WHAT IS NEEDED
Identify the lines containing the word "React". Copy each one.

╔══

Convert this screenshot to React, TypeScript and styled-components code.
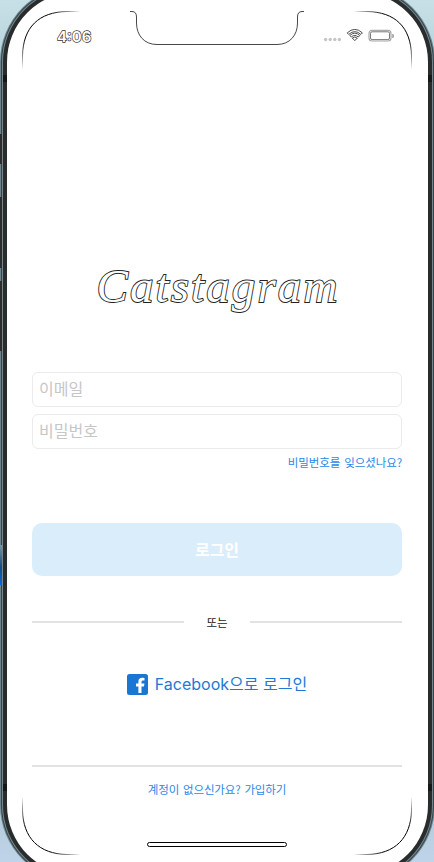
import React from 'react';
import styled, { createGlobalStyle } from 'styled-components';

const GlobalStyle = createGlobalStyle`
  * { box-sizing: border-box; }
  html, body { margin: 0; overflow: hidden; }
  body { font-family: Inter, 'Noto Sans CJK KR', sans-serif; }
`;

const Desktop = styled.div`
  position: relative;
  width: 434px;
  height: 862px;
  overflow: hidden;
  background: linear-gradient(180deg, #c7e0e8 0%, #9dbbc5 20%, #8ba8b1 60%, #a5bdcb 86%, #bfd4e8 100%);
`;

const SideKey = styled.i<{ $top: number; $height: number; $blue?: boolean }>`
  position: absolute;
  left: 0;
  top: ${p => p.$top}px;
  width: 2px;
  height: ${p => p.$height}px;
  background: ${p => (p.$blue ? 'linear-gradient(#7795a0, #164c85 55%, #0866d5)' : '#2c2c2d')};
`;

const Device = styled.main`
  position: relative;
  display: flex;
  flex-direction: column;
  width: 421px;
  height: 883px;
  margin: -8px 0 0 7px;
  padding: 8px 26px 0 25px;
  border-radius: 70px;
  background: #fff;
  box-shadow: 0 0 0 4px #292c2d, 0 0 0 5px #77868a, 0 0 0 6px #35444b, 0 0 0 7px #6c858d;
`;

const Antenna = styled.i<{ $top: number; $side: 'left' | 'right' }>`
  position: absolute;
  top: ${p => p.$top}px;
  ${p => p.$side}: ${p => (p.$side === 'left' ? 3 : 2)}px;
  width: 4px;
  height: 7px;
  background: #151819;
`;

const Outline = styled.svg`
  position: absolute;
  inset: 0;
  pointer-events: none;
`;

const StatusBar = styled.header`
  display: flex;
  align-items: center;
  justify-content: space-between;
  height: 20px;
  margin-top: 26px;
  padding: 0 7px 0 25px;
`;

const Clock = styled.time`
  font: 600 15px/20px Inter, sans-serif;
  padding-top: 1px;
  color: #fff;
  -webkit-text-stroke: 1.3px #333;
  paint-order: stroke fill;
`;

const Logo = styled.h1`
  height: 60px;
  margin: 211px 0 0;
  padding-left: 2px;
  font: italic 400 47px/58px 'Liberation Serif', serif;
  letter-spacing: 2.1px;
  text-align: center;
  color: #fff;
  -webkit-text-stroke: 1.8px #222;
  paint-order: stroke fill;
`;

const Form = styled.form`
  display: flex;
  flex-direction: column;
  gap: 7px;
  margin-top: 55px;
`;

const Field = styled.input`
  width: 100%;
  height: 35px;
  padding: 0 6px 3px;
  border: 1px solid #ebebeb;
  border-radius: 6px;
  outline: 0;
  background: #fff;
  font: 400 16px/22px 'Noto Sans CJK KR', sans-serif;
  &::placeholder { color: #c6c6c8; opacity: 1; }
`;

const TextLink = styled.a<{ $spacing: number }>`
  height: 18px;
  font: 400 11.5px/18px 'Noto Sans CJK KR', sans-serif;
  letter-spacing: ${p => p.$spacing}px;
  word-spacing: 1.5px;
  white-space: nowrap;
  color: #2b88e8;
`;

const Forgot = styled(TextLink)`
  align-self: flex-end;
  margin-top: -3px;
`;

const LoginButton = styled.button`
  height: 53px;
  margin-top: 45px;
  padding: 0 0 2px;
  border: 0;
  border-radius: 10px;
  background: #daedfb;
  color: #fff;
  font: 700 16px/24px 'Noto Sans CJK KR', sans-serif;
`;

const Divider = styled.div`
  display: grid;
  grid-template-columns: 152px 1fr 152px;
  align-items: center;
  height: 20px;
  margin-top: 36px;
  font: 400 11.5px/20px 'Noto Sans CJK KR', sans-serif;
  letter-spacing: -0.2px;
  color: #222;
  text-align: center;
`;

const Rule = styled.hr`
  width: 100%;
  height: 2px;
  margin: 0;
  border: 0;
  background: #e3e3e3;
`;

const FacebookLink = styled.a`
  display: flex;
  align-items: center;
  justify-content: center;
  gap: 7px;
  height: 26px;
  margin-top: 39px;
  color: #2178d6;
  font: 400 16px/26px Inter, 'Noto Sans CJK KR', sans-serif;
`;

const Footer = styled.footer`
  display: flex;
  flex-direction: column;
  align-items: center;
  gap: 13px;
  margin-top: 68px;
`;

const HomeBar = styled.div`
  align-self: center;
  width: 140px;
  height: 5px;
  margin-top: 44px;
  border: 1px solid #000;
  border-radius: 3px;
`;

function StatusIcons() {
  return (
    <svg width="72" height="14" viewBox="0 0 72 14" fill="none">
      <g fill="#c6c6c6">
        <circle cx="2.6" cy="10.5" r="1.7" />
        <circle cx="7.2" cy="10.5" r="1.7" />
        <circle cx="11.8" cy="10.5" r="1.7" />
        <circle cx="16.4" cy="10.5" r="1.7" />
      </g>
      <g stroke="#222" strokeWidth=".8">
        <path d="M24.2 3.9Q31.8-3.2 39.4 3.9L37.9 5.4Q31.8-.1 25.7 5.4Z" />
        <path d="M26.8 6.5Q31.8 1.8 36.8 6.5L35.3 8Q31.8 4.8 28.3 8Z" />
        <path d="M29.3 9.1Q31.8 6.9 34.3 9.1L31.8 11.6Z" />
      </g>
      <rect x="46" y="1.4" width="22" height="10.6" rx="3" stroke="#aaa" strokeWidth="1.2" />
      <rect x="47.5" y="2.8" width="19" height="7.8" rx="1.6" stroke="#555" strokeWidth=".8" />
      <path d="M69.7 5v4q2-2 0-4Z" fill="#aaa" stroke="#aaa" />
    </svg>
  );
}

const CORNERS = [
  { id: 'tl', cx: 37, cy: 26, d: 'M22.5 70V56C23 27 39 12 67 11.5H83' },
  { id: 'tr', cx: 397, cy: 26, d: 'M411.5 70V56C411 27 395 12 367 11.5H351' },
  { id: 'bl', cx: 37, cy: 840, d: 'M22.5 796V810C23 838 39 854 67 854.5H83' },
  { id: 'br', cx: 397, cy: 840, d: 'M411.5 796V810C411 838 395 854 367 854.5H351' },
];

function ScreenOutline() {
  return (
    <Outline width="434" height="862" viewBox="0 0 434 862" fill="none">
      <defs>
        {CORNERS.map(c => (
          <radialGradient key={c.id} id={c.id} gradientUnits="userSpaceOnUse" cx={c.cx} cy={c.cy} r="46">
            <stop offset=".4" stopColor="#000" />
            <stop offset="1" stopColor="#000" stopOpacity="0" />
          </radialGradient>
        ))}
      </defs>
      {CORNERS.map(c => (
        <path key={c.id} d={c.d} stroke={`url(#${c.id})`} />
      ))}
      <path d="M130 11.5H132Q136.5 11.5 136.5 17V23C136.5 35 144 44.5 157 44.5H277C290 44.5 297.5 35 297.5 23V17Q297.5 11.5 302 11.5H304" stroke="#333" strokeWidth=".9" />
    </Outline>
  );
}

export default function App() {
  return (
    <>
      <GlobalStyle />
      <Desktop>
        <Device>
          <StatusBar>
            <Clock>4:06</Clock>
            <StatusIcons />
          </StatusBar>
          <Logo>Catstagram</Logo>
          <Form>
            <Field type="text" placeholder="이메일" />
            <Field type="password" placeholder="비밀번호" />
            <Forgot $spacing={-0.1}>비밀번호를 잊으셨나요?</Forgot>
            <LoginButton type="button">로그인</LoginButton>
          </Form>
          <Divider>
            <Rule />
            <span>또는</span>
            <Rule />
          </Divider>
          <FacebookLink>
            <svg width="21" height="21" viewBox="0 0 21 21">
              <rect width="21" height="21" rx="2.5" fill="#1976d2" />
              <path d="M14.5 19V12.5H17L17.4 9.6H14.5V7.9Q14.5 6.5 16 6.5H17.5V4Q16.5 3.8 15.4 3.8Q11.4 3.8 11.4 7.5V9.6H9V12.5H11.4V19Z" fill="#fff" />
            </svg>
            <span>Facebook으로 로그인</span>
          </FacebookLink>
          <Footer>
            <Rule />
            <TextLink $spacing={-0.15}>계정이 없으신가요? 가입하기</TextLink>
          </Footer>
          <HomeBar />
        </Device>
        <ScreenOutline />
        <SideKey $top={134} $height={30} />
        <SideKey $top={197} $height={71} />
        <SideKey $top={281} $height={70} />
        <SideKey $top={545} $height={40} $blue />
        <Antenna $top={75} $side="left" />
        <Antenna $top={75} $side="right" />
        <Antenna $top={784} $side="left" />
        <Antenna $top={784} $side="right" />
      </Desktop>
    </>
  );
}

╚══

FINISHED TASK
Convert this screenshot to React, TypeScript and styled-components code.
import React from 'react';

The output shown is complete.